I still remember his first vacation homework when he was required to colour 10 sheets and after a week of trying and wasting some 5 copies of his homework, I believed that finishing homework at this pace was an unending, daunting task. Most of the parents advised me that he will grow up to learn. Giving him time and space was the only advice all the parents give these days for all the problems in hand. Not walking yet? Give time. Not speaking yet? Give time, he will learn naturally. Throwing tantrums? Give him time and he would learn naturally. I waited for a month, thinking a fairy would come down with her magic wand and put things into place. I believed all those experienced souls and thought that I can sit back and relax.
I waited for a month and saw absolutely no improvement in him. He continued to scribble. I knew it’s not going to work. So I pulled up my socks and started trying different methods. I introduced him to finger painting, watercolors, different brushes, leaf twigs, earbuds and what not. Finally, he found his solace in watercolors and I found mine. The vacation homework was finished but crayons were still out of the scene. I got quite many coloring books for him when we went to his nana’s place and everybody was like, “Keep them aside. He will anyways waste all the pages by painting them all over monochromatically. Give them when he learns to color.”

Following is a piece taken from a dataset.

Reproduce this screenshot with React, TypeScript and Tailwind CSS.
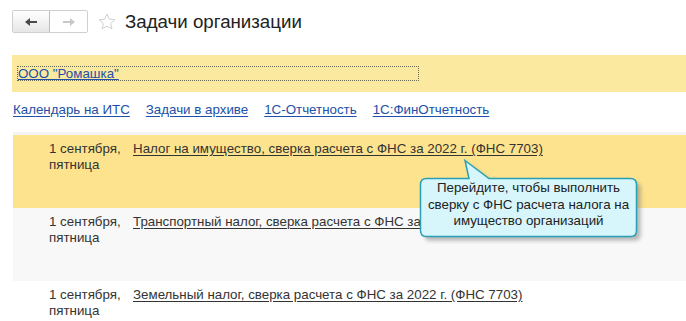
import React from "react";

const font = { fontFamily: '"Liberation Sans", Arial, sans-serif' };

function Row({ bg, title }: { bg: string; title: string }) {
  return (
    <div className={`flex ${bg} h-[73px] pt-[6px] text-[13.33px] leading-[16px] text-[#333]`}>
      <div className="w-[36px] shrink-0" />
      <div className="w-[84px] shrink-0">
        1 сентября,
        <br />
        пятница
      </div>
      <div>
        <a className="underline underline-offset-[2px] text-[#333] whitespace-nowrap">{title}</a>
      </div>
    </div>
  );
}

export default function App() {
  return (
    <div className="relative w-[686px] h-[321px] bg-white overflow-hidden" style={font}>
      {/* header */}
      <div className="flex items-center pl-[12px] pt-[10px] h-[33px]">
        <div className="flex h-[23px] border border-[#cfcfcf] rounded-[2px] overflow-hidden">
          <div className="w-[37px] flex items-center justify-center bg-gradient-to-b from-white to-[#e6e6e6] border-r border-[#bdbdbd]">
            <svg width="14" height="10" viewBox="0 0 14 10">
              <path d="M1 5 L6 1 L6 4 L13 4 L13 6 L6 6 L6 9 Z" fill="#4a4a4a" />
            </svg>
          </div>
          <div className="w-[37px] flex items-center justify-center bg-white">
            <svg width="14" height="10" viewBox="0 0 14 10">
              <path d="M13 5 L8 1 L8 4 L1 4 L1 6 L8 6 L8 9 Z" fill="#c8c8c8" />
            </svg>
          </div>
        </div>
        <svg className="ml-[9px]" width="20" height="20" viewBox="0 0 24 24">
          <path
            d="M12 2.5 L14.8 8.6 L21.4 9.3 L16.4 13.8 L17.9 20.3 L12 17 L6.1 20.3 L7.6 13.8 L2.6 9.3 L9.2 8.6 Z"
            fill="none"
            stroke="#d0d0d0"
            strokeWidth="1.2"
            strokeLinejoin="round"
          />
        </svg>
        <div className="ml-[8px] text-[18.7px] text-[#222] leading-[22px]">Задачи организации</div>
      </div>

      {/* org band */}
      <div className="mt-[22px] ml-[12px] h-[37px] bg-[#fbe9a0] flex items-center pl-[5px]">
        <div className="w-[402px] h-[15px] border border-dotted border-[#6b6b55] flex items-center">
          <a className="text-[13.33px] leading-[13px] text-[#2150a8] underline underline-offset-[1px]">ООО "Ромашка"</a>
        </div>
      </div>

      {/* links */}
      <div className="flex gap-[16px] ml-[13px] mt-[10px] text-[13.33px] leading-[16px] text-[#2150a8] h-[20px]">
        <a className="underline underline-offset-[2px]">Календарь на ИТС</a>
        <a className="underline underline-offset-[2px]">Задачи в архиве</a>
        <a className="underline underline-offset-[2px]">1С-Отчетность</a>
        <a className="underline underline-offset-[2px]">1С:ФинОтчетность</a>
      </div>

      {/* list */}
      <div className="ml-[13px] mt-[10px] border-t-[3px] border-[#f4f4f4]">
        <Row bg="bg-[#fde38d]" title="Налог на имущество, сверка расчета с ФНС за 2022 г. (ФНС 7703)" />
        <Row bg="bg-[#f8f8f8]" title="Транспортный налог, сверка расчета с ФНС за 2022 г. (ФНС 7703)" />
        <Row bg="bg-white" title="Земельный налог, сверка расчета с ФНС за 2022 г. (ФНС 7703)" />
      </div>

      {/* tooltip */}
      <div className="absolute left-[414px] top-[158px] w-[232px] h-[86px]">
        <svg className="absolute inset-0" width="232" height="86" viewBox="0 0 232 86">
          <defs>
            <filter id="sh" x="-10%" y="-10%" width="130%" height="140%">
              <feGaussianBlur stdDeviation="2" />
            </filter>
          </defs>
          <path
            d="M14.5 20.5 L55 20.5 L51 2.5 L75 20.5 L216.5 20.5 Q222.5 20.5 222.5 26.5 L222.5 72.5 Q222.5 78.5 216.5 78.5 L12.5 78.5 Q6.5 78.5 6.5 72.5 L6.5 26.5 Q6.5 20.5 12.5 20.5 Z"
            fill="#7a7a7a"
            opacity="0.55"
            filter="url(#sh)"
            transform="translate(4 4)"
          />
          <path
            d="M14.5 20.5 L55 20.5 L51 2.5 L75 20.5 L216.5 20.5 Q222.5 20.5 222.5 26.5 L222.5 72.5 Q222.5 78.5 216.5 78.5 L12.5 78.5 Q6.5 78.5 6.5 72.5 L6.5 26.5 Q6.5 20.5 12.5 20.5 Z"
            fill="#d6f6fc"
            stroke="#2a9fb4"
            strokeWidth="1.5"
          />
        </svg>
        <div className="absolute left-[6px] top-[22px] w-[217px] text-center text-[13.33px] leading-[16.5px] text-[#222]">
          Перейдите, чтобы выполнить
          <br />
          сверку с ФНС расчета налога на
          <br />
          имущество организаций
        </div>
      </div>
    </div>
  );
}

But I believed that introducing crayons to him, guiding him time and again would help him. We tried, spilled colours, painted the sheets black or just coloured a few strokes, but we did colour something every day. From as little as 10 seconds to as much as he enjoyed doing. He turned repulsive and I cajoled him, he shouted and listened. We did everything and finally after a year, from his patience level of just 10 seconds to 30minutes, we came a long way. Today my son won a colouring competition and even bagged a trophy for the 1st prize. It’s his first victory of many more to come. But this victory is special to me for all the good reasons, a day I will cherish for a lifetime.
And this day reinstates the fact that we need to try and try till we achieve. Parents have a major role in natural learning of kids. Natural learning emphasised on understanding the importance of each child’s unique and individual journey. Best learning happens when children follow their interests and accordingly use their skills.
So my advice to all the parents is that don’t force your kids. Don’t push them. Don’t beat them with a blackmailing stick.. But just don’t keep waiting for the right age and the divine time. The time is now and it is always a good idea to introduce your kids to various activities. Keep introducing new techniques to them.. Keep buying new games for them. Don’t restrict yourself to the age-specific activities. My 4-year-old son enjoys the shapes puzzles meant for 1 year old and also enjoys the jigsaw puzzles for 6-year-old. It is all about developing your kid’s interests. Until you take him to the park, he will never realize the beauty of flowers and trees. Till you take him to the terrace in the night, he will never enjoy gazing at the twinkling stars and constellations.
Parents today are facilitators and our job is to stimulate the natural learning capacities of our children. The rest is up to our kids to discover and develop their skills. They will definitely learn and they will definitely develop their interests. Things don’t happen on their own, we have to make them happen.